How to Cut Costs When Migrating to the Cloud
This study measures whether it’s more economical to run workloads on-premise or in the cloud, and whether to refresh technology or migrate to the cloud.
45% of virtualized OS instances could run more economically in the cloud if they were migrated as is, without any changes to cloud-optimized applications.
Migrating those 45% of virtualized OSs would generate an overall cost savings of 43% annually.
Based on the historical utilization patterns of thousands of workloads that were sampled, 26% of OS instances are over-provisioned.
Migrating those 26% of over-provisioned OS instances to cloud instances sized for utilization would generate a 36% cost reduction compared to provisioning them in the cloud exactly as they are provisioned on-premise.
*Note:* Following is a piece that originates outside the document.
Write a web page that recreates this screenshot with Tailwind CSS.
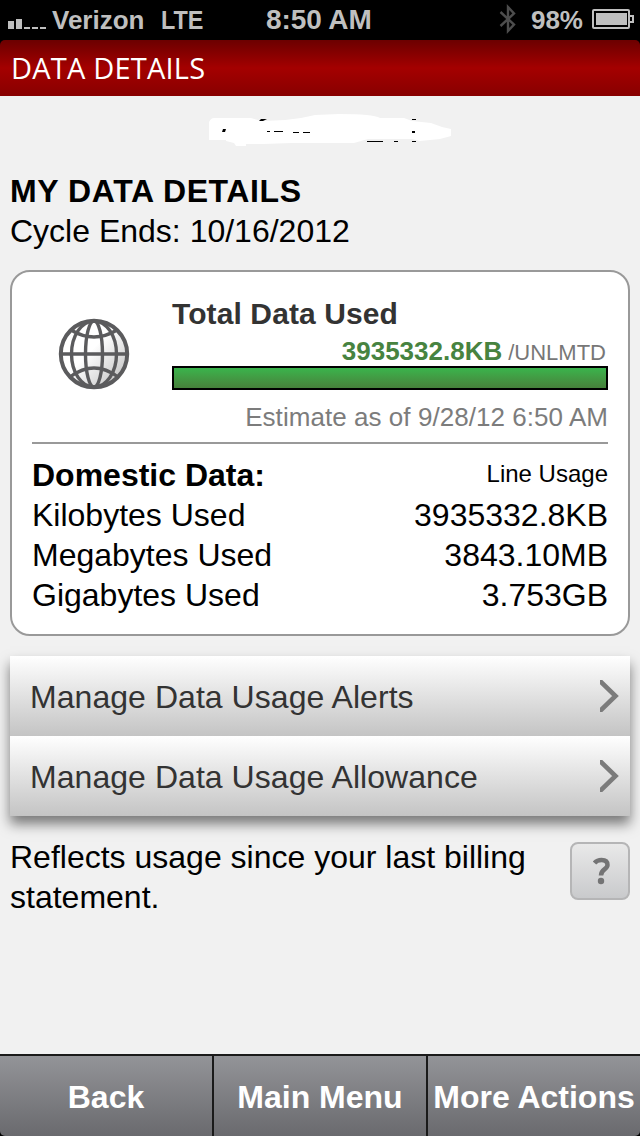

TSO’s anonymized statistical analysis of 10,000 servers found that 25% are more than three years old.
Comparing just the processing power, the same workloads that run on Generation 5 servers could run on 30% fewer Generation 9 servers.
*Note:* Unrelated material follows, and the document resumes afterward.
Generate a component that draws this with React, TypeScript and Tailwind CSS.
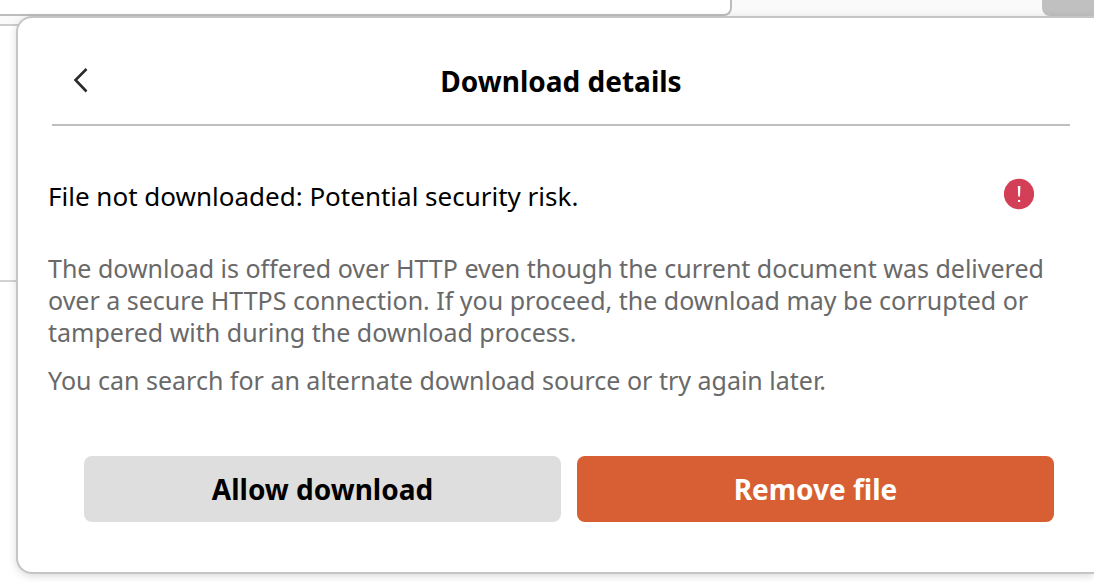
import { ReactNode } from 'react';

function BackIcon() {
  return (
    <svg width="18" height="28" viewBox="0 0 18 28" fill="none" aria-hidden="true">
      <path d="M15.5 2 4.5 13l11 11.5" stroke="#2b2a2d" strokeWidth="2.6" />
    </svg>
  );
}

function AlertIcon() {
  return (
    <svg width="30" height="32" viewBox="0 0 30 32" className="shrink-0" role="img" aria-label="Warning">
      <circle cx="15" cy="16" r="15.2" fill="#d23f57" />
      <path d="M13.8 8h2.6l-.4 10.5h-1.8z" fill="#fff" />
      <rect x="14" y="22" width="2.2" height="2" fill="#fff" />
    </svg>
  );
}

function ActionButton({ className, children }: { className: string; children: ReactNode }) {
  return (
    <button type="button" className={`h-[66px] flex-1 rounded-lg text-[28px] font-bold leading-8 ${className}`}>
      {children}
    </button>
  );
}

export default function App() {
  return (
    <div className="relative min-h-screen overflow-hidden bg-white font-['Noto_Sans','Open_Sans',sans-serif] text-black">
      {/* Browser toolbar behind the panel */}
      <div className="flex h-[26px] items-start border-b-2 border-[#cccccc] bg-[#fafafa]">
        <div className="h-4 basis-[732px] rounded-br-lg border-b-2 border-r-2 border-[#bdbdbd] bg-white" />
        <div className="ml-auto h-4 w-[52px] rounded-bl-lg bg-[#c0c0c0]" />
      </div>
      <div className="h-[256px] border-b-2 border-[#d3d3d3]" />

      {/* Download panel */}
      <section className="absolute left-4 right-0 top-4 rounded-l-2xl border-2 border-r-0 border-[#c5c5c5] bg-white pb-[50px] shadow-[0_2px_8px_rgba(0,0,0,0.15)]">
        <header className="ml-[34px] mr-6 grid h-[108px] grid-cols-[56px_1fr_56px] items-center border-b-2 border-[#bfbfbf] pt-5">
          <button type="button" aria-label="Back" className="flex h-10 items-center justify-center">
            <BackIcon />
          </button>
          <h1 className="text-center text-[28px] font-bold leading-8">Download details</h1>
        </header>

        <div className="pl-[30px] pr-6 pt-[52px] text-[25px] leading-8">
          <div className="flex items-start justify-between pr-9">
            <h2 className="pt-0.5 text-[26px] leading-8">File not downloaded: Potential security risk.</h2>
            <AlertIcon />
          </div>
          <p className="pt-10 text-[#696969]">
            The download is offered over HTTP even though the current document was delivered over a secure HTTPS
            connection. If you proceed, the download may be corrupted or tampered with during the download process.
          </p>
          <p className="pt-4 text-[#696969]">You can search for an alternate download source or try again later.</p>
        </div>

        <div className="ml-[66px] mr-10 mt-[60px] flex gap-4">
          <ActionButton className="bg-[#dedede] text-black">Allow download</ActionButton>
          <ActionButton className="bg-[#d75f33] text-white">Remove file</ActionButton>
        </div>
      </section>
    </div>
  );
}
By upgrading older servers to modern hardware and provisioning them based on historical utilization, the same workloads could be supported with 54% fewer servers.
These results are a top-line analysis. They don’t take into account other advantages of cloud migration or changes organizations can make to applications that would make them more economical.
The results do show that there is probably significant low-hanging fruit that IT executives can identify and migrate, resulting in significant financial gain.